Except that when compared to standard cell phone owners, smartphone owners are more likely to use their phones throughout the entire search process – a fact that suggests smartphone owners’ mobile searches mimic their online searches.
The How: The Great Mobile Browser vs. App Debate
It’s also important to understand how consumers access local content. Not surprisingly, standard phone owners have a higher propensity for calling directory assistance, compared to smartphone owners, who have a much higher propensity for conducting local business search through an Internet browser or a downloaded application. About two-thirds (66%), in fact, say that an internet browser or an app is the preferred mobile-local search method.
But let’s break down those smartphone searches a bit further. There’s been much industry debate over the value of mobile browsers compared to that of downloadable applications (which some boil down to Google, which is mobile web-centric, versus Apple, which is mobile apps-centric). In terms of sheer numbers, the preferred mode to access local content is the mobile browser, which averages over 29 million users. Apps, though, are experiencing greater growth, with 61% more users accessing local content via apps this year compared to last year.
The research is telling us that it doesn’t (and shouldn’t) be one versus the other. Mobile searchers use mobile browsers and apps for different reasons and at different stages in the local business search process.
App users tend to be younger and college-educated (Pew Internet & American Life Project and The Nielsen Company). Common sense would suggest that mobile browsers are used during the research phase of a search, while apps are used at the end of a search, when a consumer is ready to purchase.
Common sense would be correct. According to Adobe Systems Incorporated, 81% of mobile users prefer to use a mobile browser for researching specific product and price information (compared to 19% who prefer to use an app). Those percentages flip flop considerably when talking about purchasing a product, which 37 percent of mobile users prefer to use an app for (compared to 63 percent who prefer to use a mobile browser).
Finally, I would be remiss in not mentioning that mobile searches via SMS (i.e. text messaging) are also experiencing significant growth – they’re up 22% over last year.
Whether a mobile user accesses local content through a browser or an app, what, exactly, is happening during mobile-local searches? Rather, what are mobile-local searchers expecting from a search?
First, understand that mobile searchers are relatively quick to give up on a search when search attempts are unsuccessful – 32% of mobile searchers give up if their first search attempt is unsuccessful. What makes a search unsuccessful?

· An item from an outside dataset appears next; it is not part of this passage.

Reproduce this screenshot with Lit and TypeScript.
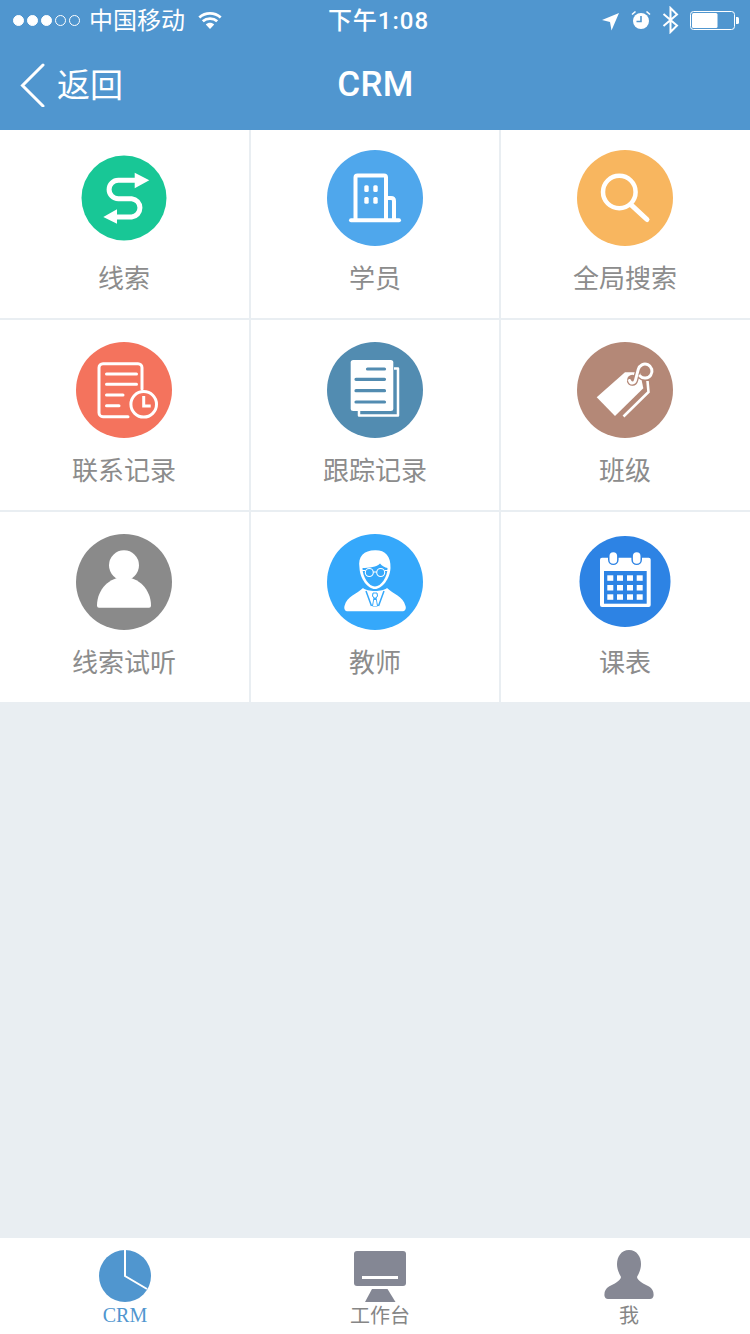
import { LitElement, html, svg, css } from 'lit';
import { customElement } from 'lit/decorators.js';

const CAL_COLS = [30.3, 40, 50, 59.7];
const CAL_ROWS = [41.3, 51, 60.3];

/* Each icon is drawn on the 96x96 box of its coloured disc. */
const ICONS = {
  leads: html`<svg viewBox="0 0 96 96"><circle cx="48" cy="48" r="42.5" fill="#18c796" />
    <path d="M59 30.3H42.3a9.2 9.2 0 0 0 0 18.4h13.4a9.2 9.2 0 0 1 0 18.3H40.7" fill="none" stroke="#fff" stroke-width="5" />
    <path d="M58.7 22.7 73.3 30.3 58.7 38.3zM41 59.3 27.3 67 41 73.7z" fill="#fff" /></svg>`,
  students: html`<svg viewBox="0 0 96 96"><circle cx="48" cy="48" r="48" fill="#4fa7ec" />
    <path d="M28.5 70V27.5q0-2 2-2H57q2 0 2 2V70M59 48h5q3 0 3 3v19" fill="none" stroke="#fff" stroke-width="4" />
    <path d="M24 70.3H72" stroke="#fff" stroke-width="4" stroke-linecap="round" />
    <g fill="#fff"><rect x="37.3" y="35.3" width="4.4" height="6.8" rx="1.5" /><rect x="46.3" y="35.3" width="4.4" height="6.8" rx="1.5" />
      <rect x="37.3" y="47" width="4.4" height="6.8" rx="1.5" /><rect x="46.3" y="47" width="4.4" height="6.8" rx="1.5" /></g></svg>`,
  search: html`<svg viewBox="0 0 96 96"><circle cx="48" cy="48" r="48" fill="#f8b65f" />
    <circle cx="42.3" cy="42" r="16.3" fill="none" stroke="#fff" stroke-width="4.5" />
    <path d="M54.7 55.3 70 69.5" stroke="#fff" stroke-width="5" stroke-linecap="round" /></svg>`,
  contacts: html`<svg viewBox="0 0 96 96"><circle cx="48" cy="48" r="48" fill="#f4735d" />
    <g fill="none" stroke="#fff" stroke-width="3" stroke-linecap="round">
      <path d="M52 74.7H27a4 4 0 0 1-4-4V25.7a4 4 0 0 1 4-4H62a4 4 0 0 1 4 4V47" />
      <path d="M30.5 32H60.5M30.5 42.3H60.5M30.5 53H47M30.5 63.7H43" />
      <circle cx="67.7" cy="62.3" r="12.8" />
      <path d="M67.7 54V64H74.7" stroke-linecap="butt" /></g></svg>`,
  follow: html`<svg viewBox="0 0 96 96"><circle cx="48" cy="48" r="48" fill="#528cb1" />
    <path d="M67 26.5H71V73.5H32V69" fill="none" stroke="#fff" stroke-width="2.5" stroke-linejoin="round" />
    <rect x="23.7" y="18" width="42.6" height="51" rx="2.5" fill="#fff" />
    <path d="M40.5 27H57.5M29 37.3H57.5M29 48.7H57.5M29 60H57.5" stroke="#528cb1" stroke-width="3.2" stroke-linecap="round" /></svg>`,
  classes: html`<svg viewBox="0 0 96 96"><circle cx="48" cy="48" r="48" fill="#b48877" />
    <path d="M19.7 55.3 48 30.3 63 30.3 66.3 46.3 38 74z" fill="#fff" />
    <path d="M46.5 74.5 71.5 50 70.5 39" fill="none" stroke="#fff" stroke-width="2.6" />
    <circle cx="55.3" cy="38" r="5.2" fill="#b48877" />
    <path d="M52.5 38.5c1 3.5 5 3.5 6-.5l2.7-10.500a7 7 0 1 1 1.800 6.500" fill="none" stroke="#b48877" stroke-width="5.500" />
    <path d="M52.5 38.5c1 3.5 5 3.5 6-.5l2.7-10.500a7 7 0 1 1 1.800 6.500" fill="none" stroke="#fff" stroke-width="3" stroke-linecap="round" /></svg>`,
  trials: html`<svg viewBox="0 0 96 96"><circle cx="48" cy="48" r="48" fill="#8a8a8a" />
    <circle cx="48" cy="31.3" r="15" fill="#fff" />
    <path d="M23 73.7H73a2 2 0 0 0 2-2C75 55 62 43 48 43S21 55 21 71.7a2 2 0 0 0 2 2z" fill="#fff" /></svg>`,
  teachers: html`<svg viewBox="0 0 96 96"><circle cx="48" cy="48" r="48" fill="#35a8fb" />
    <path d="M36 54C30 60 20 62 17.5 72 16.8 75 18 77.3 21 77.3H75C78 77.3 79.5 75 78.5 72 76 62 66 60 60 54 56 58 40 58 36 54z" fill="#fff" />
    <path d="M32.5 34C30.5 22 37 16.5 48 16.3 58 16 64 22 63.5 34 63 45 55 55 48 55 41 55 33 45 32.5 34z" fill="#fff" />
    <path d="M35.5 34C42 34 50 33 53 29.5 55 32 58 33.5 60.5 34 60.5 43 54 52.5 48 52.5 42 52.5 35.5 43 35.5 34z" fill="#35a8fb" />
    <g fill="none" stroke="#fff" stroke-width="1.1"><circle cx="42.3" cy="38.5" r="4" /><circle cx="53.7" cy="38.5" r="4" /><path d="M46.3 38H49.7M33 36.5H38.3M57.7 36.5H63" /></g>
    <path d="M39 57 44.5 72M57 57 51.5 72" stroke="#35a8fb" stroke-width="1.5" />
    <path d="M46 59H50L50.5 62 49 64 50.5 72H45.500L47 64 45.500 62z" fill="#35a8fb" stroke="#35a8fb" />
    <path d="M46.5 59.5H49.5L50 62 48 64 46 62zM47 66H49L50 72H46z" fill="#fff" /></svg>`,
  schedule: html`<svg viewBox="0 0 96 96"><circle cx="48" cy="47.5" r="45.5" fill="#2d83e4" />
    <rect x="23" y="23.7" width="50.7" height="49.3" rx="2" fill="#fff" />
    <rect x="27" y="37" width="42.7" height="32.7" fill="#2d83e4" />
    <rect x="31" y="17" width="10.6" height="14" rx="5.3" fill="#2d83e4" />
    <rect x="54.4" y="17" width="10.6" height="14" rx="5.3" fill="#2d83e4" />
    <g fill="#fff"><rect x="32.5" y="18.3" width="7.6" height="11.4" rx="3.8" /><rect x="55.9" y="18.3" width="7.6" height="11.4" rx="3.8" />
      ${CAL_ROWS.map((y) => CAL_COLS.map((x) => svg`<rect x=${x} y=${y} width="6" height="5.5" />`))}</g></svg>`,
};

const ITEMS = [
  { label: '线索', icon: ICONS.leads },
  { label: '学员', icon: ICONS.students },
  { label: '全局搜索', icon: ICONS.search },
  { label: '联系记录', icon: ICONS.contacts },
  { label: '跟踪记录', icon: ICONS.follow },
  { label: '班级', icon: ICONS.classes },
  { label: '线索试听', icon: ICONS.trials },
  { label: '教师', icon: ICONS.teachers },
  { label: '课表', icon: ICONS.schedule },
];

@customElement('app-root')
export class AppRoot extends LitElement {
  static styles = css`
    :host {
      display: flex;
      flex-direction: column;
      height: 1334px;
      background: #e9eef2;
      font-family: 'Noto Sans CJK SC', 'Liberation Sans', sans-serif;
    }

    .top {
      background: #5096cf;
      color: #fff;
      height: 130px;
      flex: none;
    }

    .status {
      display: grid;
      grid-template-columns: 1fr auto 1fr;
      align-items: center;
      height: 40px;
      padding: 0 10px 0 13px;
      font-size: 24px;
    }

    .status-left,
    .status-right {
      display: flex;
      align-items: center;
    }

    .status-right {
      justify-content: flex-end;
    }

    .dots {
      display: flex;
      gap: 3px;
      margin-right: 9px;
    }

    .dot {
      box-sizing: border-box;
      width: 11px;
      height: 11px;
      border-radius: 50%;
      border: 1px solid #fff;
    }

    .dot.on {
      background: #fff;
    }

    .carrier {
      margin-bottom: 4px;
    }

    .wifi {
      width: 26px;
      height: 20px;
      margin: 2px 0 0 12px;
    }

    .time {
      font-family: Roboto, 'Noto Sans CJK SC', sans-serif;
      font-weight: 500;
      letter-spacing: 1px;
      padding-left: 4px;
      margin-bottom: 4px;
    }

    .nav-arrow {
      width: 19px;
      height: 19px;
      margin-top: 2px;
    }

    .alarm {
      width: 20px;
      height: 20px;
      margin-left: 11px;
    }

    .bt {
      width: 17px;
      height: 28px;
      margin-left: 11px;
    }

    .battery {
      width: 50px;
      height: 20px;
      margin: 2px 0 0 11px;
    }

    .nav {
      position: relative;
      display: flex;
      align-items: center;
      height: 90px;
      padding-left: 20px;
    }

    .chevron {
      width: 25px;
      height: 44px;
      margin-top: -1px;
    }

    .back {
      margin: 0 0 4px 12px;
      font-size: 33px;
      line-height: 1;
    }

    .title {
      position: absolute;
      left: 1px;
      right: 0;
      text-align: center;
      font-family: Roboto, sans-serif;
      font-weight: 500;
      font-size: 35px;
      letter-spacing: 0.4px;
      line-height: 1;
      margin-top: -2px;
    }

    .grid {
      display: grid;
      grid-template-columns: 249px 248px 249px;
      grid-template-rows: 188px 190px 190px;
      gap: 2px;
      flex: none;
    }

    .cell {
      display: flex;
      flex-direction: column;
      align-items: center;
      background: #fff;
      padding-top: 22px;
    }

    .cell:not(:nth-child(3n + 2)) {
      padding-right: 1px;
    }

    .cell.first-row {
      padding-top: 20px;
    }

    .cell svg {
      width: 96px;
      height: 96px;
      flex: none;
    }

    .label {
      margin-top: 13px;
      font-size: 26px;
      line-height: 36px;
      color: #8c8c8c;
    }

    .spacer {
      flex: 1;
    }

    .tabs {
      display: grid;
      grid-template-columns: 250px 260px 238px;
      height: 96px;
      flex: none;
      background: #fff;
    }

    .tab {
      display: flex;
      flex-direction: column;
      align-items: center;
      padding-top: 11px;
    }

    .tab svg {
      width: 56px;
      height: 54px;
      flex: none;
    }

    .tab-label {
      font-size: 20px;
      line-height: 24px;
      color: #868686;
    }

    .tab-label.active {
      color: #5096cf;
      font-family: 'Liberation Serif', serif;
    }
  `;

  render() {
    return html`
      <div class="top">
        <div class="status">
          <div class="status-left">
            <div class="dots">
              ${[1, 1, 1, 0, 0].map((on) => html`<span class="dot ${on ? 'on' : ''}"></span>`)}
            </div>
            <span class="carrier">中国移动</span>
            <svg class="wifi" viewBox="0 0 26 20">
              <path d="M13 18 8.8 13.5C11 11.3 15 11.3 17.2 13.5z" fill="#fff" />
              <path d="M5.8 10.3C9.8 6.7 16.2 6.7 20.2 10.3M2.3 6.5C8.5 1 17.5 1 23.7 6.5" fill="none" stroke="#fff" stroke-width="2.8" />
            </svg>
          </div>
          <div class="time">下午1:08</div>
          <div class="status-right">
            <svg class="nav-arrow" viewBox="0 0 19 19"><path d="M1 8 18 1 10.5 18.5 9 10z" fill="#fff" /></svg>
            <svg class="alarm" viewBox="0 0 20 20">
              <circle cx="10" cy="11" r="8" fill="#fff" />
              <path d="M10 6V11.5H5.5" fill="none" stroke="#5096cf" stroke-width="1.6" />
              <path d="M1 4.5 4.5 1.5M19 4.5 15.5 1.5" stroke="#fff" stroke-width="1.6" />
            </svg>
            <svg class="bt" viewBox="0 0 17 28">
              <path d="M1.5 8 15 19.5 8.5 26V2L15 8.5 1.5 20" fill="none" stroke="#fff" stroke-width="2" />
            </svg>
            <svg class="battery" viewBox="0 0 50 20">
              <rect x="0.5" y="0.5" width="44" height="18" rx="3" fill="none" stroke="#fff" />
              <rect x="2" y="2" width="25.5" height="15" rx="1.5" fill="#fff" />
              <path d="M46 6h1.5q1.5 0 1.5 1.5v4q0 1.5-1.5 1.5H46z" fill="#fff" />
            </svg>
          </div>
        </div>
        <div class="nav">
          <svg class="chevron" viewBox="0 0 25 44">
            <path d="M23 2 2.5 22.5 23 43" fill="none" stroke="#fff" stroke-width="3" stroke-linecap="round" />
          </svg>
          <span class="back">返回</span>
          <span class="title">CRM</span>
        </div>
      </div>

      <div class="grid">
        ${ITEMS.map(
          (item, i) => html`
            <div class="cell ${i < 3 ? 'first-row' : ''}">
              ${item.icon}
              <span class="label">${item.label}</span>
            </div>
          `
        )}
      </div>

      <div class="spacer"></div>

      <div class="tabs">
        <div class="tab">
          <svg viewBox="0 0 56 54">
            <circle cx="28" cy="27" r="26" fill="#5096cf" />
            <path d="M28 1V27L50 40" fill="none" stroke="#fff" stroke-width="2" />
          </svg>
          <span class="tab-label active">CRM</span>
        </div>
        <div class="tab">
          <svg viewBox="0 0 56 54">
            <rect x="2" y="2" width="52" height="35" rx="3" fill="#848794" />
            <rect x="10" y="27" width="36" height="3" fill="#fff" />
            <path d="M20 40H35.5L43.5 53H13z" fill="#848794" />
          </svg>
          <span class="tab-label">工作台</span>
        </div>
        <div class="tab">
          <svg viewBox="0 0 56 54">
            <path d="M28 1C36 1 40 8 40 15 40 21 37.5 25 36 28 36.5 32 43 35 48 37.5 51.5 39.5 53 43 52.5 47 52 49 51 50 49 50H7C5 50 4 49 3.5 47 3 43 4.5 39.5 8 37.5 13 35 19.5 32 20 28 18.5 25 16 21 16 15 16 8 20 1 28 1z" fill="#868894" />
          </svg>
          <span class="tab-label">我</span>
        </div>
      </div>
    `;
  }
}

Slow site speed/load time and listing inaccuracies.
Second, understand that ratings/reviews are crucial for mobile searchers who use these more than any other type of searcher, aside from social networkers.
The payoff for providing mobile users with what they need, and demand, is considerable. Mobile users are more apt to visit a business in person and contact a business over the phone.

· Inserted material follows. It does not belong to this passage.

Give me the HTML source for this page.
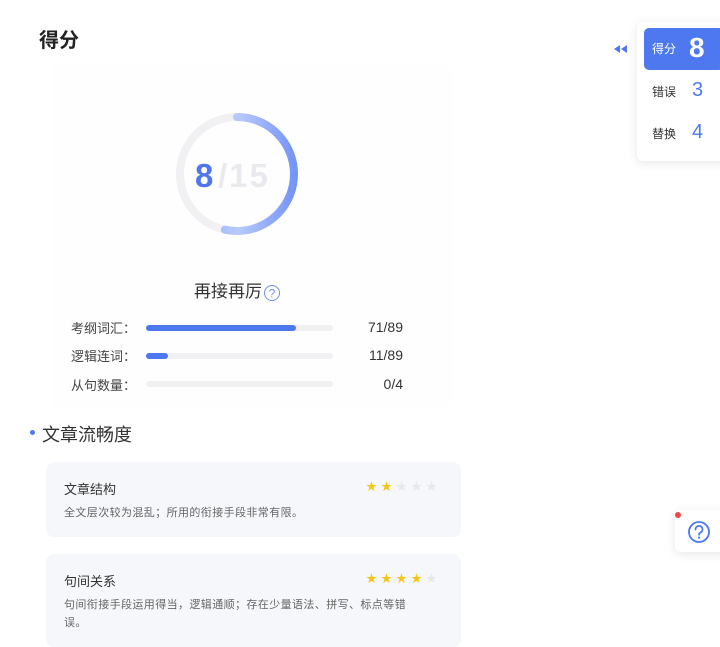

The age old analogy “never market to yourself” applies to mobile as well. At the risk of sounding obvious, you’ve got to think like a mobile searcher in order to effectively market to one. I’ve just armed you with a plethora of data to help you do so. But the key is how you interpret this data to align your mobile marketing campaign with your business, success metrics and target demographics.
Start simple. On-the-go consumers are certainly searching for more than just restaurants these days. Also, what would be the point in implementing any mobile search or display campaign without a mobile site that’s fast-loading and easy to use? Trying to target 18-24 year olds? Consider developing a mobile app – especially if your site has e-commerce functionalities.
And remember: regardless of whether or not you’re a grocer, a mobile search involves much more than just being found.